I agree that the String class shouldn’t have to know about Win32. But it would be really cool to have something like this:
typedef char* AsciiChar;
typedef unsigned char* Utf8Char;
typedef uint16* Utf16Char; // or wchar_t depending on preference and environment;
typedef uint32* Utf32Char; // or wchar_t depending on preference and environment;
template<typename CharType>
class UtfEncodedString
{
/*...fill this part in Jules!...*/
};
And then these handy typedefs:
typedef UtfEncodedString<AsciiChar> AsciiString;
typedef UtfEncodedString<Utf8Char> Utf8String;
typedef UtfEncodedString<Utf16Char> Utf16String;
typedef UtfEncodedString<Utf32Char> Utf32String;
Template specializations should provide conversions between all of the types (throwing an exception if a utf-encoded string can’t be represented as Ascii).
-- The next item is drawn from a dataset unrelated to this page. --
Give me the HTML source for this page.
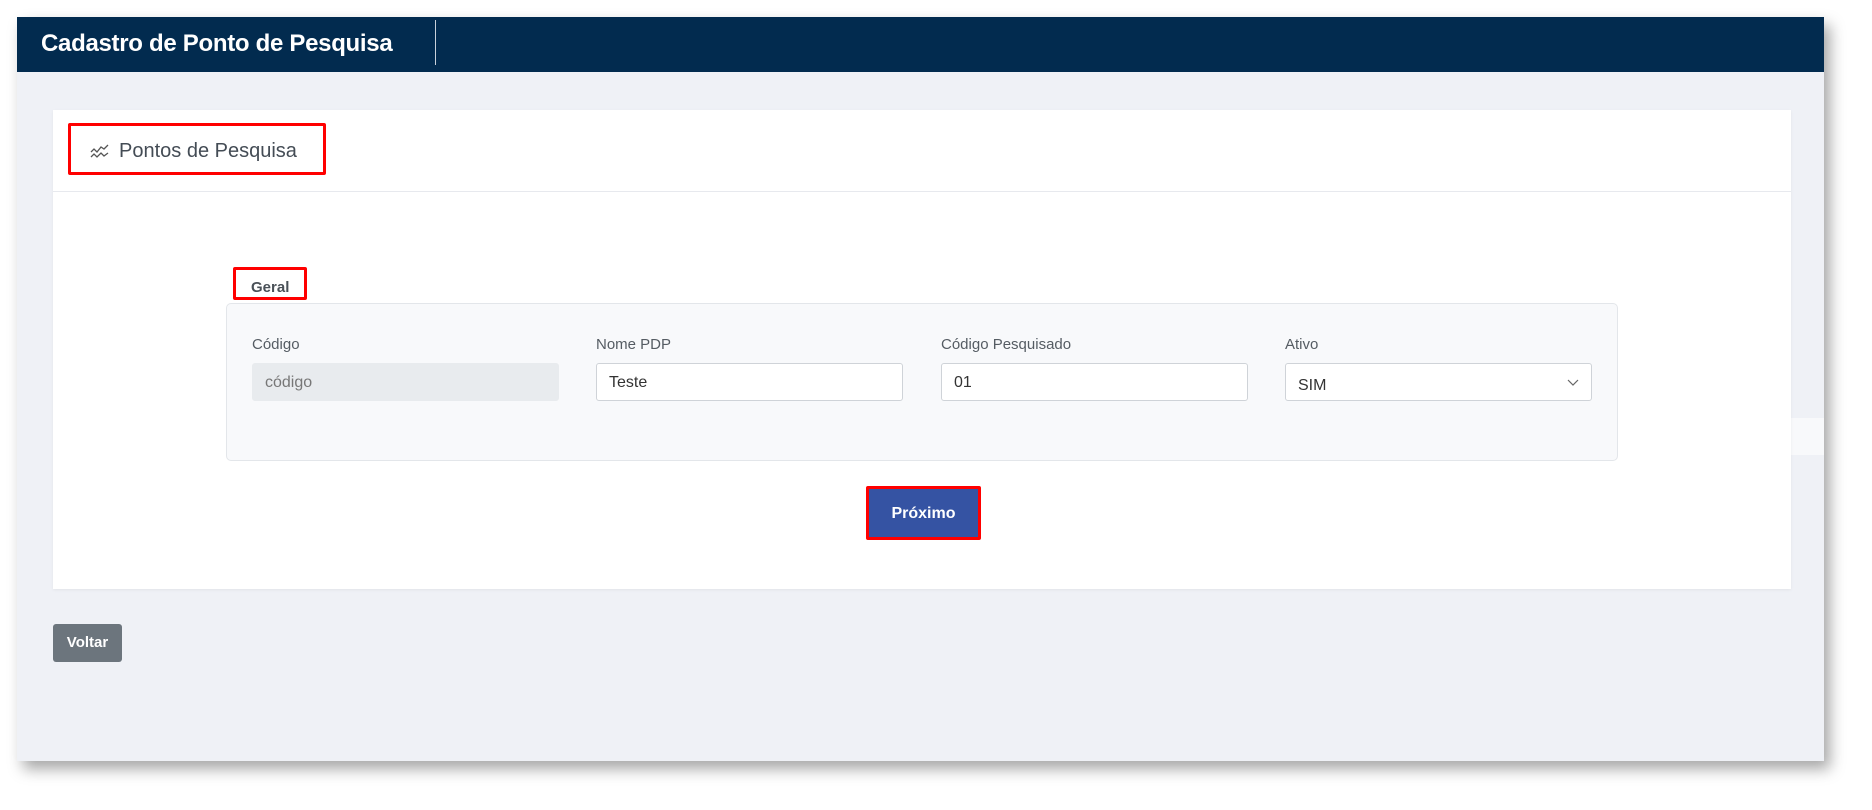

If UtfEncodedString has almost all the functionality of the existing String, then we can replace the existing String with a typedef, allowing the user of the library to determine how strings are stored:
typedef Utf8String String; // everything stored as Utf8
If you have those classes, then at least for Windows you can change every line of code that calls a Windows function, to explicitly call the wide Unicode version (Win32 API routines with the letter W appended to it). For example:
juce_win32_Windowing.cpp
void Win32ComponentPeer::setTitle (const String& title)
{
//SetWindowText (hwnd, title); /* ascii or unicode depending on compile settings...we dont want this*/
SetWindowTextW (hwnd, Utf16String (title)); // better, now we don't care how title is encoded.
}
With something like the UtfEncodedString template class, a developer can achieve true complete mastery over all strings! Any encoding, freely convertible and assignable, passed through functions, etc… Of course there would need to be a character iterator framework to replace the direct indexing using the array operator, but we knew that (TextEditor would be the toughest).
Come to think of it, TextEditor or any other piece of difficult code can just work with Utf32 strings, converting everything internally. And Utf32 and Ascii encoded strings can keep the array indexing operator (would have to use some template/SFINAE magic to make operator[] available only for those two types).
These are just some ideas I have played around with and done some experimenting with, don’t get offended if it’s not your style!